#### Given information ####

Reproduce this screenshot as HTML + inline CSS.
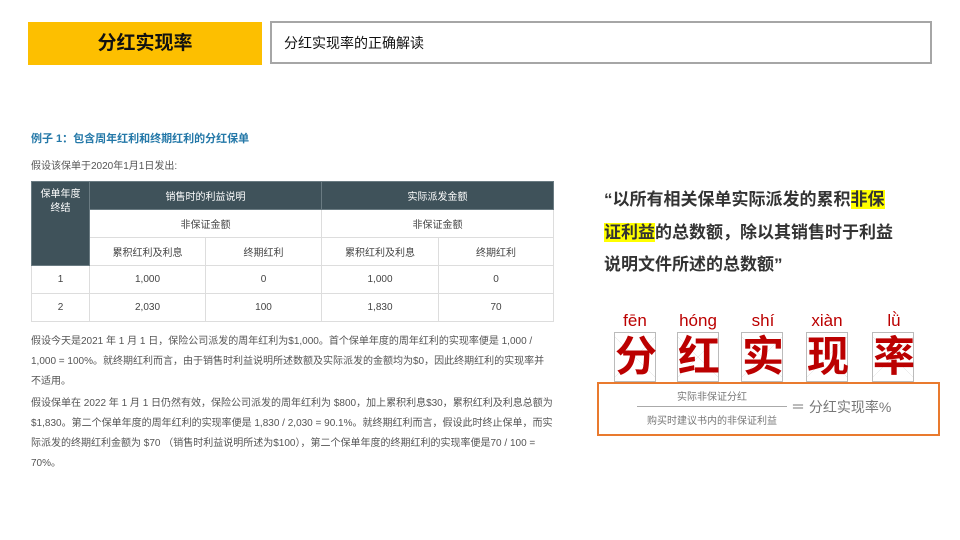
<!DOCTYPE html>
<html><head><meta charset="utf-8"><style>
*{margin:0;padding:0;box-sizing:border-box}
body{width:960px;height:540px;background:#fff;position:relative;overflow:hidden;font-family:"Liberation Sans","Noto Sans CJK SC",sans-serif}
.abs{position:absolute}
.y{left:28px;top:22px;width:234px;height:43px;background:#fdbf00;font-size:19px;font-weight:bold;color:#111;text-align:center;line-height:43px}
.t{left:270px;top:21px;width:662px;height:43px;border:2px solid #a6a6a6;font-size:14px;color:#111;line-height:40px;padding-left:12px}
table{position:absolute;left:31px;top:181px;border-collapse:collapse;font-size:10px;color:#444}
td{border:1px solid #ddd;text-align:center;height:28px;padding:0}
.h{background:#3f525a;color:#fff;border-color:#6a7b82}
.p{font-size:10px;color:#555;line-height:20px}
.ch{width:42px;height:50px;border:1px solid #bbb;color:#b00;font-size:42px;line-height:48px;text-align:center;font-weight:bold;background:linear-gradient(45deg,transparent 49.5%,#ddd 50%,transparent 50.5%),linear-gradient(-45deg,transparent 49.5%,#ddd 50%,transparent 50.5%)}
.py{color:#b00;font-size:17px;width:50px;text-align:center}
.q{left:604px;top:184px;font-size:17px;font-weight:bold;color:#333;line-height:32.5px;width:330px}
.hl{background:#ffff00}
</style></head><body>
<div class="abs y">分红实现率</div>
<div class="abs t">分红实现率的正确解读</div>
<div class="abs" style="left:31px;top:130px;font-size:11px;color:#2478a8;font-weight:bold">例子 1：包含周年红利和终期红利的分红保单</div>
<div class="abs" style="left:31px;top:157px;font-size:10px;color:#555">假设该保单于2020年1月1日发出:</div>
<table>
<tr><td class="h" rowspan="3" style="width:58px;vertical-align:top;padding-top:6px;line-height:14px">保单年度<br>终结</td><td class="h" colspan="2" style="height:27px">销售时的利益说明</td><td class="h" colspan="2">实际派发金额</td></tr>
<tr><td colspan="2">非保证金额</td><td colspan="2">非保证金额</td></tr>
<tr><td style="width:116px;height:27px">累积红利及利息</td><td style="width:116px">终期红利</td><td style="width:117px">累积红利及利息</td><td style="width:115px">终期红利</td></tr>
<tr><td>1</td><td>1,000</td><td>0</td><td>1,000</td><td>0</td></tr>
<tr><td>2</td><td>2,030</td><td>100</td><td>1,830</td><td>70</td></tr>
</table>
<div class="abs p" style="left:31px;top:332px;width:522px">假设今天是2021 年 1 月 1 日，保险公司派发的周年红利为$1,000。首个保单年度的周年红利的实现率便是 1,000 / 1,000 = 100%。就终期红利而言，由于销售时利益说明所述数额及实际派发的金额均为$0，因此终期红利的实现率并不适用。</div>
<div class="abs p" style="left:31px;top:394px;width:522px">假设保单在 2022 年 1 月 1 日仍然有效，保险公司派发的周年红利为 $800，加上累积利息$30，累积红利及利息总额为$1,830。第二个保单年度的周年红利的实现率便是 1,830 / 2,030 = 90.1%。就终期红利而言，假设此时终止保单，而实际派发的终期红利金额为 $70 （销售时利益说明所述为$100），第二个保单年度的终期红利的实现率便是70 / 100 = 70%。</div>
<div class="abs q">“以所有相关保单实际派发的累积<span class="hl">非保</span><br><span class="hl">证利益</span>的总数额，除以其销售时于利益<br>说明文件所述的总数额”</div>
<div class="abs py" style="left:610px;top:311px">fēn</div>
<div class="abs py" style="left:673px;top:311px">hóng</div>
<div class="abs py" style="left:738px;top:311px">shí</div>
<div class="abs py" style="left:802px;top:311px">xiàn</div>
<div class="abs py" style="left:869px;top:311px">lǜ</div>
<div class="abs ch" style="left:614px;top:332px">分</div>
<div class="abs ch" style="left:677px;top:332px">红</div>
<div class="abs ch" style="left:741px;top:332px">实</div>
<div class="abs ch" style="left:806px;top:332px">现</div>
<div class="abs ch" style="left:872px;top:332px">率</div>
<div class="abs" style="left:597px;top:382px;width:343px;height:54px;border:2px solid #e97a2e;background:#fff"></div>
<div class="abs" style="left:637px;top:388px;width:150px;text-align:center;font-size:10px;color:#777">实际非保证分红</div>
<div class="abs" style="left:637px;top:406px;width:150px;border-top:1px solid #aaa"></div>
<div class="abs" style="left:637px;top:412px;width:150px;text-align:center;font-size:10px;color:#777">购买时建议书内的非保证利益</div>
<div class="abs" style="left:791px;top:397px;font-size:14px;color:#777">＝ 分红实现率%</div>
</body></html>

####

Task: Repeat the material above in full and exactly, omitting the pictures.

Exercise result:
Reproduce this screenshot as HTML + inline CSS.
<!DOCTYPE html>
<html><head><meta charset="utf-8"><style>
*{margin:0;padding:0;box-sizing:border-box}
body{width:960px;height:540px;background:#fff;position:relative;overflow:hidden;font-family:"Liberation Sans","Noto Sans CJK SC",sans-serif}
.abs{position:absolute}
.y{left:28px;top:22px;width:234px;height:43px;background:#fdbf00;font-size:19px;font-weight:bold;color:#111;text-align:center;line-height:43px}
.t{left:270px;top:21px;width:662px;height:43px;border:2px solid #a6a6a6;font-size:14px;color:#111;line-height:40px;padding-left:12px}
table{position:absolute;left:31px;top:181px;border-collapse:collapse;font-size:10px;color:#444}
td{border:1px solid #ddd;text-align:center;height:28px;padding:0}
.h{background:#3f525a;color:#fff;border-color:#6a7b82}
.p{font-size:10px;color:#555;line-height:20px}
.ch{width:42px;height:50px;border:1px solid #bbb;color:#b00;font-size:42px;line-height:48px;text-align:center;font-weight:bold;background:linear-gradient(45deg,transparent 49.5%,#ddd 50%,transparent 50.5%),linear-gradient(-45deg,transparent 49.5%,#ddd 50%,transparent 50.5%)}
.py{color:#b00;font-size:17px;width:50px;text-align:center}
.q{left:604px;top:184px;font-size:17px;font-weight:bold;color:#333;line-height:32.5px;width:330px}
.hl{background:#ffff00}
</style></head><body>
<div class="abs y">分红实现率</div>
<div class="abs t">分红实现率的正确解读</div>
<div class="abs" style="left:31px;top:130px;font-size:11px;color:#2478a8;font-weight:bold">例子 1：包含周年红利和终期红利的分红保单</div>
<div class="abs" style="left:31px;top:157px;font-size:10px;color:#555">假设该保单于2020年1月1日发出:</div>
<table>
<tr><td class="h" rowspan="3" style="width:58px;vertical-align:top;padding-top:6px;line-height:14px">保单年度<br>终结</td><td class="h" colspan="2" style="height:27px">销售时的利益说明</td><td class="h" colspan="2">实际派发金额</td></tr>
<tr><td colspan="2">非保证金额</td><td colspan="2">非保证金额</td></tr>
<tr><td style="width:116px;height:27px">累积红利及利息</td><td style="width:116px">终期红利</td><td style="width:117px">累积红利及利息</td><td style="width:115px">终期红利</td></tr>
<tr><td>1</td><td>1,000</td><td>0</td><td>1,000</td><td>0</td></tr>
<tr><td>2</td><td>2,030</td><td>100</td><td>1,830</td><td>70</td></tr>
</table>
<div class="abs p" style="left:31px;top:332px;width:522px">假设今天是2021 年 1 月 1 日，保险公司派发的周年红利为$1,000。首个保单年度的周年红利的实现率便是 1,000 / 1,000 = 100%。就终期红利而言，由于销售时利益说明所述数额及实际派发的金额均为$0，因此终期红利的实现率并不适用。</div>
<div class="abs p" style="left:31px;top:394px;width:522px">假设保单在 2022 年 1 月 1 日仍然有效，保险公司派发的周年红利为 $800，加上累积利息$30，累积红利及利息总额为$1,830。第二个保单年度的周年红利的实现率便是 1,830 / 2,030 = 90.1%。就终期红利而言，假设此时终止保单，而实际派发的终期红利金额为 $70 （销售时利益说明所述为$100），第二个保单年度的终期红利的实现率便是70 / 100 = 70%。</div>
<div class="abs q">“以所有相关保单实际派发的累积<span class="hl">非保</span><br><span class="hl">证利益</span>的总数额，除以其销售时于利益<br>说明文件所述的总数额”</div>
<div class="abs py" style="left:610px;top:311px">fēn</div>
<div class="abs py" style="left:673px;top:311px">hóng</div>
<div class="abs py" style="left:738px;top:311px">shí</div>
<div class="abs py" style="left:802px;top:311px">xiàn</div>
<div class="abs py" style="left:869px;top:311px">lǜ</div>
<div class="abs ch" style="left:614px;top:332px">分</div>
<div class="abs ch" style="left:677px;top:332px">红</div>
<div class="abs ch" style="left:741px;top:332px">实</div>
<div class="abs ch" style="left:806px;top:332px">现</div>
<div class="abs ch" style="left:872px;top:332px">率</div>
<div class="abs" style="left:597px;top:382px;width:343px;height:54px;border:2px solid #e97a2e;background:#fff"></div>
<div class="abs" style="left:637px;top:388px;width:150px;text-align:center;font-size:10px;color:#777">实际非保证分红</div>
<div class="abs" style="left:637px;top:406px;width:150px;border-top:1px solid #aaa"></div>
<div class="abs" style="left:637px;top:412px;width:150px;text-align:center;font-size:10px;color:#777">购买时建议书内的非保证利益</div>
<div class="abs" style="left:791px;top:397px;font-size:14px;color:#777">＝ 分红实现率%</div>
</body></html>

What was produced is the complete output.